**PROBLEM REQUIREMENTS**
Write out all the lines again, precisely as they stand, but without the images.

**DATASET SECTION**
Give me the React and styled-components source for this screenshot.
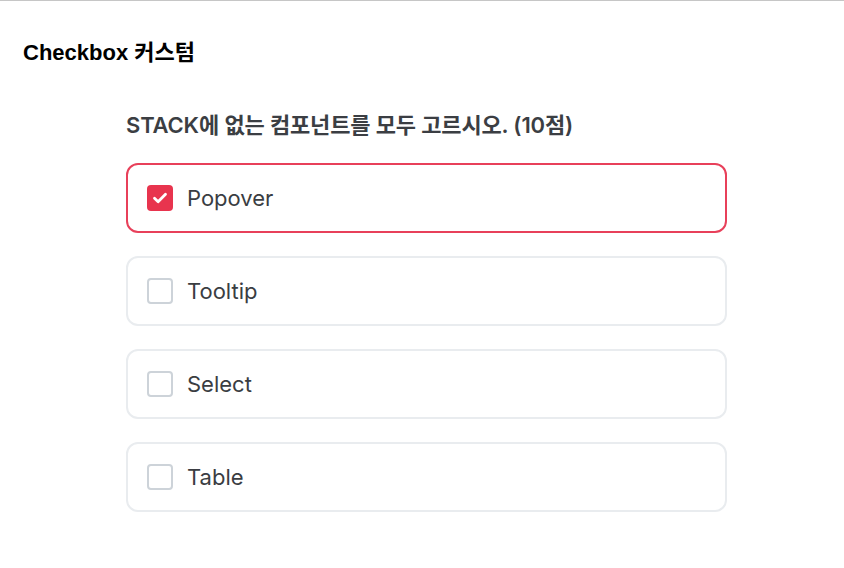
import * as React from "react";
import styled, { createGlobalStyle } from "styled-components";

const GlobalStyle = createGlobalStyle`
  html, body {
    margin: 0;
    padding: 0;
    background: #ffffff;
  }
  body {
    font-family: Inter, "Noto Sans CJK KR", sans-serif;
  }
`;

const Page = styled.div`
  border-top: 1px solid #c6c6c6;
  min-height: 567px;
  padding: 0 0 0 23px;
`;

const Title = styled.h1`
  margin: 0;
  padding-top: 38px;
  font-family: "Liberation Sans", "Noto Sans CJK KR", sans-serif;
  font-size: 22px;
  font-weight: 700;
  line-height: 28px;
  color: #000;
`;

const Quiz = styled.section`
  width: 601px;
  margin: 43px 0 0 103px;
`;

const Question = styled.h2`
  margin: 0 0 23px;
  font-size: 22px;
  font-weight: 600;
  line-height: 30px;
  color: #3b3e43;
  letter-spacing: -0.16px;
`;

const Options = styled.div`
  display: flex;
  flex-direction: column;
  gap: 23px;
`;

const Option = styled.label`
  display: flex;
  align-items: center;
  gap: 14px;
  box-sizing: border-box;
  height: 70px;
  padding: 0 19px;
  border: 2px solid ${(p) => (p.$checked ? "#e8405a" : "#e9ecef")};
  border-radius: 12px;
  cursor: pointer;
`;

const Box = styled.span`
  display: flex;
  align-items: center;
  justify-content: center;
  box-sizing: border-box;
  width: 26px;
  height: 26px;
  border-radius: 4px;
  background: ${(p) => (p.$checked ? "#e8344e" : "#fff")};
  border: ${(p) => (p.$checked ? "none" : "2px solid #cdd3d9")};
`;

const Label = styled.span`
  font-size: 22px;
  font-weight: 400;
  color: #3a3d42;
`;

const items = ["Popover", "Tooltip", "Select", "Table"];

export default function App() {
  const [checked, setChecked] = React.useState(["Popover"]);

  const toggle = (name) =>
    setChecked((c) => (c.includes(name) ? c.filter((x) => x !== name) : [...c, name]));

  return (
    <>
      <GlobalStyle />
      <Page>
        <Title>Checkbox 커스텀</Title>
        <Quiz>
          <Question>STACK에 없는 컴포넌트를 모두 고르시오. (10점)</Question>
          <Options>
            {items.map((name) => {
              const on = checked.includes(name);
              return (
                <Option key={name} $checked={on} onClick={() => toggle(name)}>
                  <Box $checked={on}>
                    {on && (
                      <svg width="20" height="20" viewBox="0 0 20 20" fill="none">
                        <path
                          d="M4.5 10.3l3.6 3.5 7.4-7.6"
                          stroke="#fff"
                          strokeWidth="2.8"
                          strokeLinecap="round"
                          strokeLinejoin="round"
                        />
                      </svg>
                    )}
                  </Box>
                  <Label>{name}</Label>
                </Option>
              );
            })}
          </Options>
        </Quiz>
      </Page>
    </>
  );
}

**WRITTEN ANSWER**
Give me the React and styled-components source for this screenshot.
import * as React from "react";
import styled, { createGlobalStyle } from "styled-components";

const GlobalStyle = createGlobalStyle`
  html, body {
    margin: 0;
    padding: 0;
    background: #ffffff;
  }
  body {
    font-family: Inter, "Noto Sans CJK KR", sans-serif;
  }
`;

const Page = styled.div`
  border-top: 1px solid #c6c6c6;
  min-height: 567px;
  padding: 0 0 0 23px;
`;

const Title = styled.h1`
  margin: 0;
  padding-top: 38px;
  font-family: "Liberation Sans", "Noto Sans CJK KR", sans-serif;
  font-size: 22px;
  font-weight: 700;
  line-height: 28px;
  color: #000;
`;

const Quiz = styled.section`
  width: 601px;
  margin: 43px 0 0 103px;
`;

const Question = styled.h2`
  margin: 0 0 23px;
  font-size: 22px;
  font-weight: 600;
  line-height: 30px;
  color: #3b3e43;
  letter-spacing: -0.16px;
`;

const Options = styled.div`
  display: flex;
  flex-direction: column;
  gap: 23px;
`;

const Option = styled.label`
  display: flex;
  align-items: center;
  gap: 14px;
  box-sizing: border-box;
  height: 70px;
  padding: 0 19px;
  border: 2px solid ${(p) => (p.$checked ? "#e8405a" : "#e9ecef")};
  border-radius: 12px;
  cursor: pointer;
`;

const Box = styled.span`
  display: flex;
  align-items: center;
  justify-content: center;
  box-sizing: border-box;
  width: 26px;
  height: 26px;
  border-radius: 4px;
  background: ${(p) => (p.$checked ? "#e8344e" : "#fff")};
  border: ${(p) => (p.$checked ? "none" : "2px solid #cdd3d9")};
`;

const Label = styled.span`
  font-size: 22px;
  font-weight: 400;
  color: #3a3d42;
`;

const items = ["Popover", "Tooltip", "Select", "Table"];

export default function App() {
  const [checked, setChecked] = React.useState(["Popover"]);

  const toggle = (name) =>
    setChecked((c) => (c.includes(name) ? c.filter((x) => x !== name) : [...c, name]));

  return (
    <>
      <GlobalStyle />
      <Page>
        <Title>Checkbox 커스텀</Title>
        <Quiz>
          <Question>STACK에 없는 컴포넌트를 모두 고르시오. (10점)</Question>
          <Options>
            {items.map((name) => {
              const on = checked.includes(name);
              return (
                <Option key={name} $checked={on} onClick={() => toggle(name)}>
                  <Box $checked={on}>
                    {on && (
                      <svg width="20" height="20" viewBox="0 0 20 20" fill="none">
                        <path
                          d="M4.5 10.3l3.6 3.5 7.4-7.6"
                          stroke="#fff"
                          strokeWidth="2.8"
                          strokeLinecap="round"
                          strokeLinejoin="round"
                        />
                      </svg>
                    )}
                  </Box>
                  <Label>{name}</Label>
                </Option>
              );
            })}
          </Options>
        </Quiz>
      </Page>
    </>
  );
}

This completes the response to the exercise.